GCP Pub/Sub Dead-Letter Topics: Stop Losing Poison Message

Pub/Sub is a natural fit for event-driven architectures on GCP, but it has a default behaviour that catches enterprise teams off guard. When a subscriber fails to acknowledge a message, Pub/Sub retries delivery indefinitely until the message retention window closes, then discards it without trace. The default retention period is seven days. After that, the message is gone, no log entry, no alert, no record that it ever existed.

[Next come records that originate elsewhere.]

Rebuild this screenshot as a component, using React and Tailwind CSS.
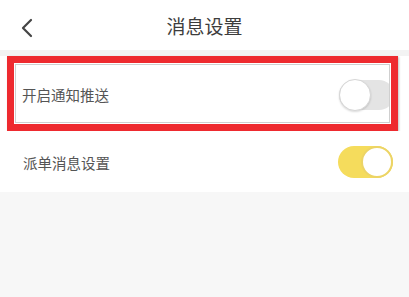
export default function App() {
  return (
    <div className="flex h-[297px] w-[409px] flex-col overflow-hidden bg-[#f7f7f7] font-['Noto_Sans_CJK_SC','Noto_Sans',sans-serif]">
      <header className="relative flex h-[50px] shrink-0 items-center justify-center bg-white">
        <svg
          className="absolute left-[20px] top-[18px]"
          width="14"
          height="20"
          viewBox="0 0 14 20"
          fill="none"
        >
          <path d="M11 2 L3 10 L11 18" stroke="#444" strokeWidth="2.2" strokeLinecap="round" strokeLinejoin="round" />
        </svg>
        <h1 className="text-[19px] leading-none text-[#3d3d3d]">消息设置</h1>
      </header>
      <div className="h-[6px] shrink-0 bg-[#f3f3f3]" />

      <div className="shrink-0 bg-white pl-[7px] pr-[11px]">
        <div className="h-[75px] border-[7px] border-[#ee2a2f] bg-white shadow-[1px_1px_2px_rgba(0,0,0,0.25)]">
          <div className="m-px flex h-[59px] items-center justify-between overflow-hidden border border-[#cfcfcf] pl-[6px]">
            <span className="mt-[2px] text-[14.5px] text-[#555]">开启通知推送</span>
            <div className="relative mr-[-5px] mt-[2px] h-[30px] w-[55px] shrink-0 rounded-full bg-[#e4e4e4]">
              <div className="absolute left-0 top-[-1px] h-[32px] w-[32px] rounded-full border border-[#d6d6d6] bg-white shadow-[0_1px_2px_rgba(0,0,0,0.15)]" />
            </div>
          </div>
        </div>
      </div>

      <div className="flex h-[61px] shrink-0 items-center justify-between bg-white pl-[23px] pr-[16px] pt-[3px]">
        <span className="text-[14.5px] text-[#555]">派单消息设置</span>
        <div className="relative mb-[2px] h-[32px] w-[55px] rounded-full bg-[#f5dc5c]">
          <div className="absolute right-0 top-0 h-[32px] w-[32px] rounded-full border-2 border-[#ecd466] bg-white" />
        </div>
      </div>
    </div>
  );
}
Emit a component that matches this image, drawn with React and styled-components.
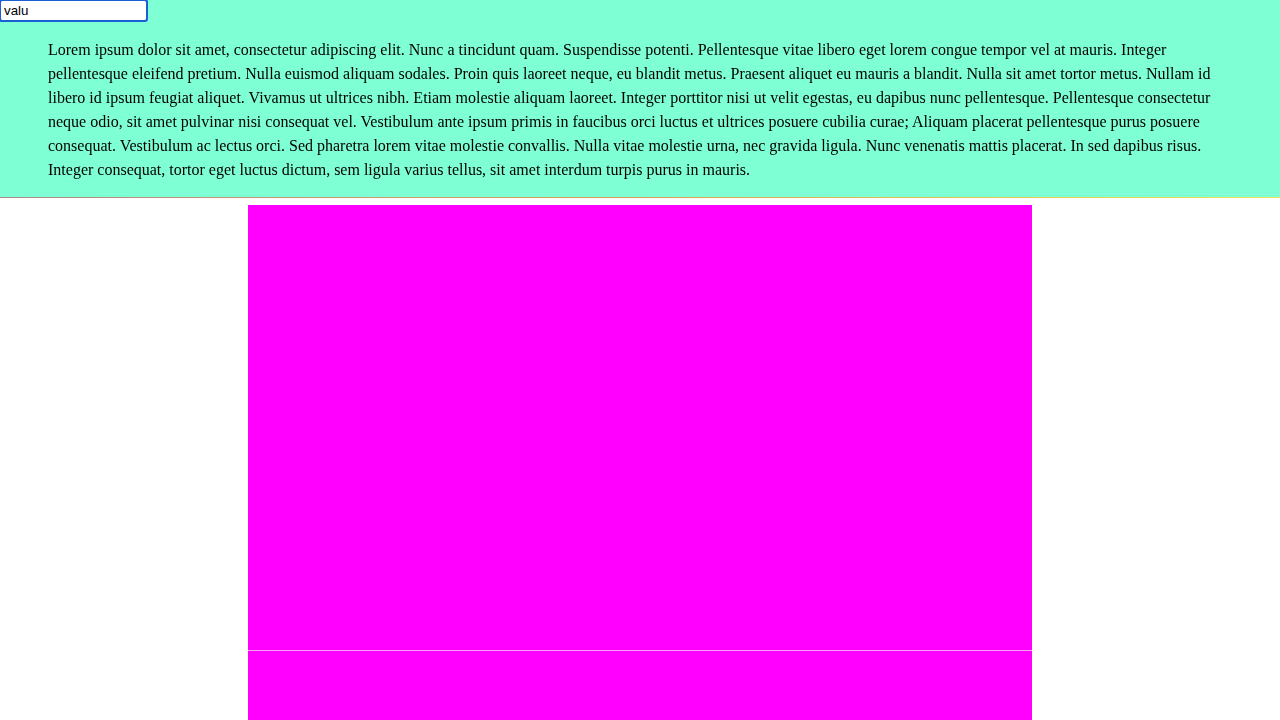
import React from 'react'
import styled, {createGlobalStyle} from 'styled-components'

const Global = createGlobalStyle`
  html, body {
    margin: 0;
    padding: 0;
    background: #fff;
  }
`

const Header = styled.section`
  background: #7fffd4;
  display: flow-root;
  border-bottom: 1px solid transparent;
  border-image: linear-gradient(to right, #b08c8c, #d6a450 50%, #ece45a) 1;
`

const Field = styled.input`
  display: block;
  box-sizing: border-box;
  width: 147px;
  height: 21px;
  margin: 0;
  padding: 1px 3px;
  border: 1px solid #767676;
  border-radius: 2px;
  font-family: "Liberation Sans", Arial, sans-serif;
  font-size: 13.3333px;
  color: #000;
  background: #fff;

  &:focus {
    outline: 2px solid #1a5fd6;
    outline-offset: -1px;
    border-color: #1a5fd6;
  }
`

const Text = styled.p`
  margin: 17px 48px 15px;
  font-family: "Liberation Serif", "Times New Roman", serif;
  font-size: 16px;
  line-height: 24px;
  color: #000;
`

const Stage = styled.div`
  width: 784px;
  margin: 7px auto 0;
`

const Panel = styled.div`
  background: #ff00ff;
  height: ${p => p.h}px;
  border-top: ${p => (p.seam ? '1px solid #ff9cff' : 'none')};
`

const lorem = 'Lorem ipsum dolor sit amet, consectetur adipiscing elit. Nunc a tincidunt quam. Suspendisse potenti. Pellentesque vitae libero eget lorem congue tempor vel at mauris. Integer pellentesque eleifend pretium. Nulla euismod aliquam sodales. Proin quis laoreet neque, eu blandit metus. Praesent aliquet eu mauris a blandit. Nulla sit amet tortor metus. Nullam id libero id ipsum feugiat aliquet. Vivamus ut ultrices nibh. Etiam molestie aliquam laoreet. Integer porttitor nisi ut velit egestas, eu dapibus nunc pellentesque. Pellentesque consectetur neque odio, sit amet pulvinar nisi consequat vel. Vestibulum ante ipsum primis in faucibus orci luctus et ultrices posuere cubilia curae; Aliquam placerat pellentesque purus posuere consequat. Vestibulum ac lectus orci. Sed pharetra lorem vitae molestie convallis. Nulla vitae molestie urna, nec gravida ligula. Nunc venenatis mattis placerat. In sed dapibus risus. Integer consequat, tortor eget luctus dictum, sem ligula varius tellus, sit amet interdum turpis purus in mauris.'

const App = () => (
  <>
    <Global />
    <Header>
      <Field defaultValue="valu" autoFocus />
      <Text>{lorem}</Text>
    </Header>
    <Stage>
      <Panel h={445} />
      <Panel h={300} seam />
    </Stage>
  </>
)

export default App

For pipelines carrying payment events, order updates, or audit-critical data, silent discard is not an acceptable failure mode. Dead-letter topics (DLTs) solve this by redirecting unprocessable messages to a separate topic after a configurable number of failed delivery attempts, preserving them for investigation and controlled replay.

Why the Default Retry Behaviour Falls Short

Without a dead-letter policy, Pub/Sub has no mechanism to distinguish a message that is fundamentally unprocessable, a poison message from one caught in a transient outage. A malformed JSON payload, a schema mismatch following a publisher upgrade, or a message referencing a resource the consumer lacks permission to access will all trigger the same response: indefinite retry until retention expires.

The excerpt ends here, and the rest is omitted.